From natural features like cliff drops and ever-changing wind lips to boost off of from the Summit Lift to more manicured jumps at one of the mountain’s 10 terrain parks, Mt. Bachelor truly has it all for skiers to test their creativity and air-awareness. Even if you prefer to keep your skis on the ground, the Rainbow Chair services the best tree skiing in the region, and Skyliner Express will take you to the fast and furious corduroy everybody knows and loves.
“That’s the beauty of the mountain; there’s a lot of terrain and a lot of different aspects you can ski,” Wachs earnestly explains. “The wind is very real [laughs]. It can obviously not be a good thing, but it does make a lot of cool wind lips and jumps, and sometimes it’ll snow two inches, and then you’ll find some really good deeper deposits out there [but] we get a lot of snow, usually pretty consistent pow days.”
You can learn a lot about a person based on who they hang out with, and I’d argue that also applies to ski areas.
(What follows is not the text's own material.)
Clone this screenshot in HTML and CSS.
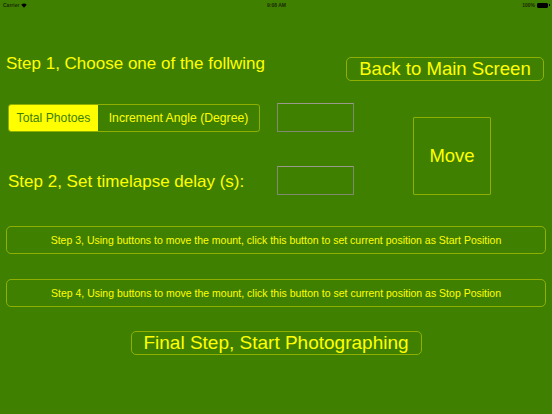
FILE: index.html
```html
<!DOCTYPE html>
<html>
<head>
<meta charset="utf-8">
<link rel="stylesheet" href="styles.css">
</head>
<body>
<div class="status">
  <div class="st-left">Carrier
    <svg class="wifi" width="6" height="5" viewBox="0 0 12 9"><path d="M6 9 L0.5 3 A8 8 0 0 1 11.5 3 Z" fill="#000"/></svg>
  </div>
  <div class="st-time">9:08 AM</div>
  <div class="st-right">100% <span class="battery"><span class="bat-fill"></span></span><span class="bat-tip"></span></div>
</div>
<div class="main">
  <div class="row1">
    <div class="title">Step 1, Choose one of the follwing</div>
    <div class="btn back">Back to Main Screen</div>
  </div>
  <div class="grid">
    <div class="segmented">
      <div class="seg selected">Total Photoes</div>
      <div class="seg">Increment Angle (Degree)</div>
    </div>
    <div class="field f1"></div>
    <div class="btn move">Move</div>
    <div class="title step2">Step 2, Set timelapse delay (s):</div>
    <div class="field f2"></div>
  </div>
  <div class="btn wide step3">Step 3, Using buttons to move the mount, click this button to set current position as Start Position</div>
  <div class="btn wide step4">Step 4, Using buttons to move the mount, click this button to set current position as Stop Position</div>
  <div class="final-wrap"><div class="btn final">Final Step, Start Photographing</div></div>
</div>
</body>
</html>
```
FILE: styles.css
```css
html, body {
  margin: 0;
  padding: 0;
}
body {
  width: 552px;
  height: 414px;
  background: #408000;
  font-family: "Liberation Sans", Arial, sans-serif;
  color: #ffff00;
  overflow: hidden;
}
.status {
  height: 10px;
  display: flex;
  justify-content: space-between;
  align-items: center;
  padding: 0 2px 0 3px;
  font-size: 5px;
  font-weight: bold;
  color: #1a2a00;
}
.st-left, .st-right {
  width: 60px;
  display: flex;
  align-items: center;
  gap: 2px;
}
.st-right {
  justify-content: flex-end;
  gap: 1px;
}
.battery {
  width: 9px;
  height: 3px;
  border: 0.5px solid #000;
  border-radius: 1px;
  display: inline-block;
  margin-left: 1px;
}
.bat-fill {
  display: block;
  width: 100%;
  height: 100%;
  background: #000;
}
.bat-tip {
  display: inline-block;
  width: 1px;
  height: 2px;
  background: #000;
}
.main {
  display: flex;
  flex-direction: column;
}
.row1 {
  display: flex;
  justify-content: space-between;
  align-items: flex-start;
  margin-top: 45px;
  padding: 0 8px 0 6px;
}
.title {
  font-size: 17px;
  line-height: 17px;
  white-space: nowrap;
}
.btn {
  box-sizing: border-box;
  border: 1px solid #8fb000;
  border-radius: 5px;
  display: flex;
  align-items: center;
  justify-content: center;
  white-space: nowrap;
}
.back {
  margin-top: 2px;
  width: 198px;
  height: 24px;
  font-size: 18.6px;
}
.grid {
  display: grid;
  grid-template-columns: 271px 77px 59px 78px;
  grid-template-rows: 29px 29px;
  row-gap: 34px;
  margin: 22px 0 0 6px;
}
.segmented {
  grid-column: 1;
  grid-row: 1;
  box-sizing: border-box;
  margin: 1px 0 0 2px;
  width: 252px;
  height: 28px;
  border: 1px solid #8fb000;
  border-radius: 3px;
  display: flex;
  overflow: hidden;
  font-size: 12.2px;
}
.seg {
  display: flex;
  align-items: center;
  justify-content: center;
  flex: 1;
}
.seg.selected {
  flex: 0 0 89px;
  background: #ffff00;
  color: #408000;
}
.field {
  box-sizing: border-box;
  border: 1px solid #7f8a70;
  border-top-color: #9a9a8a;
  width: 77px;
  height: 29px;
}
.f1 { grid-column: 2; grid-row: 1; }
.f2 { grid-column: 2; grid-row: 2; }
.move {
  grid-column: 4;
  grid-row: 1 / span 2;
  align-self: end;
  width: 78px;
  height: 78px;
  border-radius: 1px;
  font-size: 18.5px;
}
.step2 {
  grid-column: 1;
  grid-row: 2;
  align-self: start;
  margin: 7px 0 0 2px;
}
.wide {
  margin-left: 6px;
  width: 540px;
  height: 28px;
  font-size: 10.5px;
}
.step3 { margin-top: 31px; }
.step4 { margin-top: 25px; }
.final-wrap {
  display: flex;
  justify-content: center;
  margin-top: 24px;
}
.final {
  width: 291px;
  height: 24px;
  font-size: 19px;
}
```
A mountain’s vibe is all about who is frequenting the parking lots, secret stashes and DIY liquor boxes, and it’s safe to say Mt. Bachelor is preserving the purest forms of ski culture. You won’t find any ski-in, ski-out luxury condos slopeside or heated sidewalks leading to fine-dining establishments in a fabricated base village. Instead, you’ll find a parking lot camp scene—both powered and unpowered spots—with license plates from just about every state, pocket bacon and crusty smiles that’ll warm up anyone on the receiving end. And then you drive 20 miles down the road to Bend to find more of the same but a lot more beer. I mean, like, a lot more.